─── Recorded information ───
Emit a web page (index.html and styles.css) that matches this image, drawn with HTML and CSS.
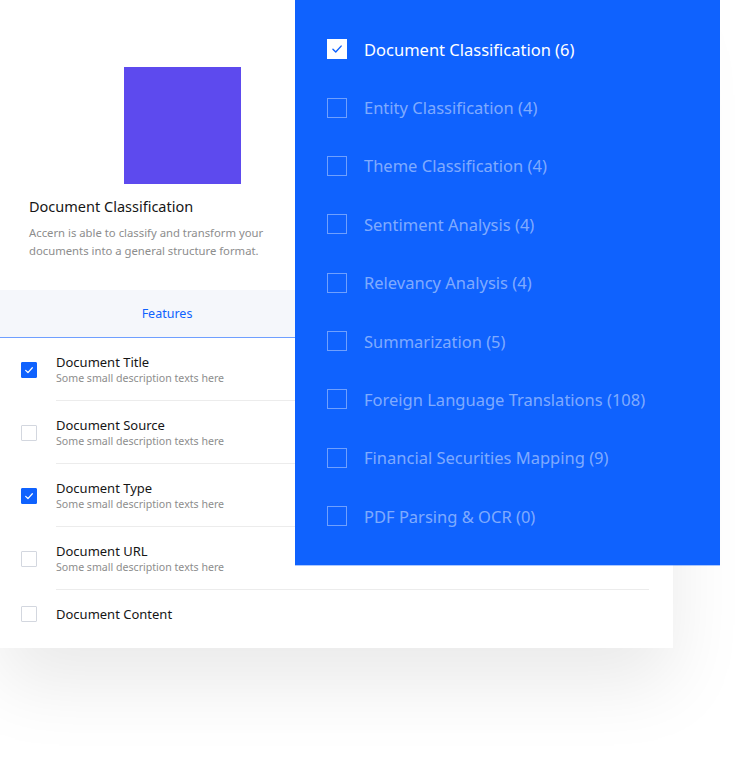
───
─── Recorded information ───
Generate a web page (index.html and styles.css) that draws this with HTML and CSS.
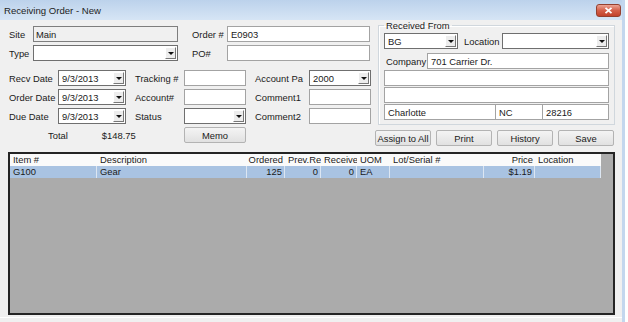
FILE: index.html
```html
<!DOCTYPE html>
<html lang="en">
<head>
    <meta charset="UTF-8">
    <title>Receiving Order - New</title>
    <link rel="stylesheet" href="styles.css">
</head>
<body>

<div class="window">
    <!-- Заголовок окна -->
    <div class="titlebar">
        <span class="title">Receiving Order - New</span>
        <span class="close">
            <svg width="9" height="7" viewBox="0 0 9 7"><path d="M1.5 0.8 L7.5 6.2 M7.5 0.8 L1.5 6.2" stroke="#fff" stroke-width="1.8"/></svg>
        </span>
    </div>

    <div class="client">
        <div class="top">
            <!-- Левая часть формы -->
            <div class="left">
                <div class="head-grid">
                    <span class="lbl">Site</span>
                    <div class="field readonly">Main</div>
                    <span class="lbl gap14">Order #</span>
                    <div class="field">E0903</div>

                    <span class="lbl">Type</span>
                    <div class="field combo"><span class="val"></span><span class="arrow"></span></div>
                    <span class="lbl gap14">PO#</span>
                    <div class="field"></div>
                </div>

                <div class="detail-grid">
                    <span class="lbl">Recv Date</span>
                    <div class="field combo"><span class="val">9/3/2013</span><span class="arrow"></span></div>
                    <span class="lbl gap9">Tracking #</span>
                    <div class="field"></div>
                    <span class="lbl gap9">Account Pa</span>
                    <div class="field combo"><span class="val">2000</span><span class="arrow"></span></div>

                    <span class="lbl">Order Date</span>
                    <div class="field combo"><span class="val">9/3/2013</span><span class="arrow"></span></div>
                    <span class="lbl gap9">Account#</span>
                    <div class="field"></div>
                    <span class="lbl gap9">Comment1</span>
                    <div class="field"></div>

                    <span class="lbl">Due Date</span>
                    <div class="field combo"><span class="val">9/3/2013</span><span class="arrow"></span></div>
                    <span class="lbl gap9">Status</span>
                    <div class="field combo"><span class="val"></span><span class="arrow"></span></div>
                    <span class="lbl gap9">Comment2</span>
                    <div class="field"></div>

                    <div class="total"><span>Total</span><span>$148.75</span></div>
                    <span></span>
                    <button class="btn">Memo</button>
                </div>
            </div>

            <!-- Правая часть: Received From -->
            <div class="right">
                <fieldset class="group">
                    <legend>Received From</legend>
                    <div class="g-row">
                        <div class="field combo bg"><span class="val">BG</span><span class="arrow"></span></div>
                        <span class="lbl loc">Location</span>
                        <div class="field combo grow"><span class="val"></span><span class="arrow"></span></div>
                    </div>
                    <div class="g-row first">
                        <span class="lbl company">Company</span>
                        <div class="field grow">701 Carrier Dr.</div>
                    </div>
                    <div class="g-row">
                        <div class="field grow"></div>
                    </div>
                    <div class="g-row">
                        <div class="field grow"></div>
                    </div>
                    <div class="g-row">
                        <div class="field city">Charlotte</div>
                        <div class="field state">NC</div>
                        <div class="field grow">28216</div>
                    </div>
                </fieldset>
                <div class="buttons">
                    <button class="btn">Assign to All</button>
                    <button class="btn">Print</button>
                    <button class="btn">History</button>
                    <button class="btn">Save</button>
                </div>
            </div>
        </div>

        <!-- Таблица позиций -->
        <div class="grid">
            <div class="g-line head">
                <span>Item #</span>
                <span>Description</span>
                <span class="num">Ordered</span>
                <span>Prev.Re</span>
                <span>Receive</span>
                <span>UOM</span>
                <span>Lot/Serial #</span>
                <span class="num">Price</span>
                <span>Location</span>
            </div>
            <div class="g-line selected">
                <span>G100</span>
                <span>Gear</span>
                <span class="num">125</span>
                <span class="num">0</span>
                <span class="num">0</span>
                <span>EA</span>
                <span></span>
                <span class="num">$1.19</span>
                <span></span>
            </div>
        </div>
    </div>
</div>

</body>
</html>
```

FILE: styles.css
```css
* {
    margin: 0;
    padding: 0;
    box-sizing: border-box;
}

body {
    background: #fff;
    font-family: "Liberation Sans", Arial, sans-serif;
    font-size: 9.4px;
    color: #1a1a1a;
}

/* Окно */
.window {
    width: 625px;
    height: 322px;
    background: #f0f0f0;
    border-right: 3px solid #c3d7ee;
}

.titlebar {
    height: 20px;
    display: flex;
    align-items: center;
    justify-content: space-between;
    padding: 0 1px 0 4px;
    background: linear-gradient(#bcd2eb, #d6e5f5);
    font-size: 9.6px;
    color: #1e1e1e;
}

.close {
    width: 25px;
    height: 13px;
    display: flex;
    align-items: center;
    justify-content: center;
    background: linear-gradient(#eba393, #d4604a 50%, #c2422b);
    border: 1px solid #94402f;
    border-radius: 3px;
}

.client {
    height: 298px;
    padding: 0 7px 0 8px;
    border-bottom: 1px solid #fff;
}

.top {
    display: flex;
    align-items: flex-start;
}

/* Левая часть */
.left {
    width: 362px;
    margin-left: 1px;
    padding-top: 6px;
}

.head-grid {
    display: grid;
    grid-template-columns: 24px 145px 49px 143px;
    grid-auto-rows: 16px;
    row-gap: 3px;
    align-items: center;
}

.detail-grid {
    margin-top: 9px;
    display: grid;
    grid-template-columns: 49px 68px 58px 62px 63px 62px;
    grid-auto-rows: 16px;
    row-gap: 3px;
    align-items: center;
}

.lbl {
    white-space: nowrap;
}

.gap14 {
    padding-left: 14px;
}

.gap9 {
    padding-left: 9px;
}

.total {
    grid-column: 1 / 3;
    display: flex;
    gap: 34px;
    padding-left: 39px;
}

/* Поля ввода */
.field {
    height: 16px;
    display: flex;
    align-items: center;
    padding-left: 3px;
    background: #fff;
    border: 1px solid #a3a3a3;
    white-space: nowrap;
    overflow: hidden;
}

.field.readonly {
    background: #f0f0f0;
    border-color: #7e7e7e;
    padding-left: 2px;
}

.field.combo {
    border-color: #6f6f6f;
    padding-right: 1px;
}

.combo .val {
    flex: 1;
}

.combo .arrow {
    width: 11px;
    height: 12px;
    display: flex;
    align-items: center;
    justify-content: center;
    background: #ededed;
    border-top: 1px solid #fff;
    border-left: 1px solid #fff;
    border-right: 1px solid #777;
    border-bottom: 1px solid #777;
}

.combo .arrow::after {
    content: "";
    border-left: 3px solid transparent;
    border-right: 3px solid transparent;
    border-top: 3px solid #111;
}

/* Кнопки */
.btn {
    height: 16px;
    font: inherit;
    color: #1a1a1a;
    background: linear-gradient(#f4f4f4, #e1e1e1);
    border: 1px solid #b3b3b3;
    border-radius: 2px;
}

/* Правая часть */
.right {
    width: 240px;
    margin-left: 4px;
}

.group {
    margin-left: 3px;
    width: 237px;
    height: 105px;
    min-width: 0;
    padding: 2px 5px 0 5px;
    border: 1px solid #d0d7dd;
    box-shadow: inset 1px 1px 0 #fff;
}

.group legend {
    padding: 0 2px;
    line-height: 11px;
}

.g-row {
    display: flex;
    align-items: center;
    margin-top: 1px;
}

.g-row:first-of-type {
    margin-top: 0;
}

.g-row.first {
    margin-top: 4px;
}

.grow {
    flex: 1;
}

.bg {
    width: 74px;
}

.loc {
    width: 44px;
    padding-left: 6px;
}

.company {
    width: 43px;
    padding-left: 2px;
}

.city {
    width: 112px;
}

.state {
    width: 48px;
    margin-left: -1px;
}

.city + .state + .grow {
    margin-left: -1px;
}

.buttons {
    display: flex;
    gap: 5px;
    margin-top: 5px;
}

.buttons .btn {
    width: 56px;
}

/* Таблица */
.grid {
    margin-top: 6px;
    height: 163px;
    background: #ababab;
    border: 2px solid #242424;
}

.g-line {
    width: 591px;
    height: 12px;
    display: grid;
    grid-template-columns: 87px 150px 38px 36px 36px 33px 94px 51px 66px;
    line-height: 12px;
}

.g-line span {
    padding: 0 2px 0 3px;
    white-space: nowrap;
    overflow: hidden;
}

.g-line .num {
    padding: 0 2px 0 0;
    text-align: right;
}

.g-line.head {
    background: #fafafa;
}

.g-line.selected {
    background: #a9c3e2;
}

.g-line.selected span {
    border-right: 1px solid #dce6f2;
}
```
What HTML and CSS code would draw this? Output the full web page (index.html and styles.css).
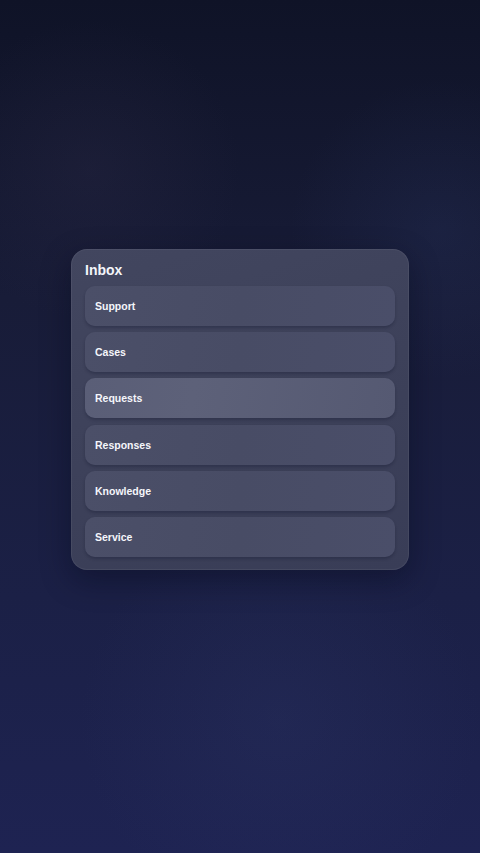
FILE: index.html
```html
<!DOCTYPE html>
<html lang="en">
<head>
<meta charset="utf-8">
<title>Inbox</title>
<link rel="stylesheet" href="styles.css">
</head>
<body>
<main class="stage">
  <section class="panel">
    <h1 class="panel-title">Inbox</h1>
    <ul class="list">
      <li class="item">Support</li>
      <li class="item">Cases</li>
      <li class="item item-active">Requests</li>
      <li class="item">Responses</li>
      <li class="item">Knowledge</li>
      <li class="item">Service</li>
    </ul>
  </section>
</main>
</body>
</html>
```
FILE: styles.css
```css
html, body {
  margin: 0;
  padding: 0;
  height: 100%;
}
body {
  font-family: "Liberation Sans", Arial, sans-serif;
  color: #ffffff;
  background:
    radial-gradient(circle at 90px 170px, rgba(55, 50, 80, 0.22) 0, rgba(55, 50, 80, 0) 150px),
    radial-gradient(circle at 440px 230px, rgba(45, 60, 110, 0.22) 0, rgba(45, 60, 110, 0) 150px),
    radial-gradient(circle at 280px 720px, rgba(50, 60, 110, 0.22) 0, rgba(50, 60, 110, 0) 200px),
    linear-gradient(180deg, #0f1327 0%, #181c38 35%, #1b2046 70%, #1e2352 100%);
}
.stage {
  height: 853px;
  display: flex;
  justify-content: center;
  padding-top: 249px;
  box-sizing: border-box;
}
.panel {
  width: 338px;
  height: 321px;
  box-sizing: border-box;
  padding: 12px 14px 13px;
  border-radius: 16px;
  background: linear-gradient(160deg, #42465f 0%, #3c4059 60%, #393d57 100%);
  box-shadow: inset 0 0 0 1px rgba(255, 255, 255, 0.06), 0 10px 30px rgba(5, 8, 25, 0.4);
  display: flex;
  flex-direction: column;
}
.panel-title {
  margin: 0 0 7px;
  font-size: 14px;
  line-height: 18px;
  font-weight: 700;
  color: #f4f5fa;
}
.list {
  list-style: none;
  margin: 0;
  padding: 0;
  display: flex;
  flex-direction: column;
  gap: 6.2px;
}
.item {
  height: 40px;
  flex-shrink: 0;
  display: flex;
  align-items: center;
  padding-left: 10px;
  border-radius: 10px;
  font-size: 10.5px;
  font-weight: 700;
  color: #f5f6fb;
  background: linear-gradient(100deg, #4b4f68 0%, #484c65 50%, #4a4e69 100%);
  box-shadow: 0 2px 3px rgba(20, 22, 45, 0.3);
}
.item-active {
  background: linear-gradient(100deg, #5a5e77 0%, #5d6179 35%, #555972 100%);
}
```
───
■ **Problem to solve**:
Identify and copy all lines with the word "styles".

■ **Written response**:
Emit a web page (index.html and styles.css) that matches this image, drawn with HTML and CSS.
Generate a web page (index.html and styles.css) that draws this with HTML and CSS.
    <link rel="stylesheet" href="styles.css">
FILE: styles.css
What HTML and CSS code would draw this? Output the full web page (index.html and styles.css).
<link rel="stylesheet" href="styles.css">
FILE: styles.css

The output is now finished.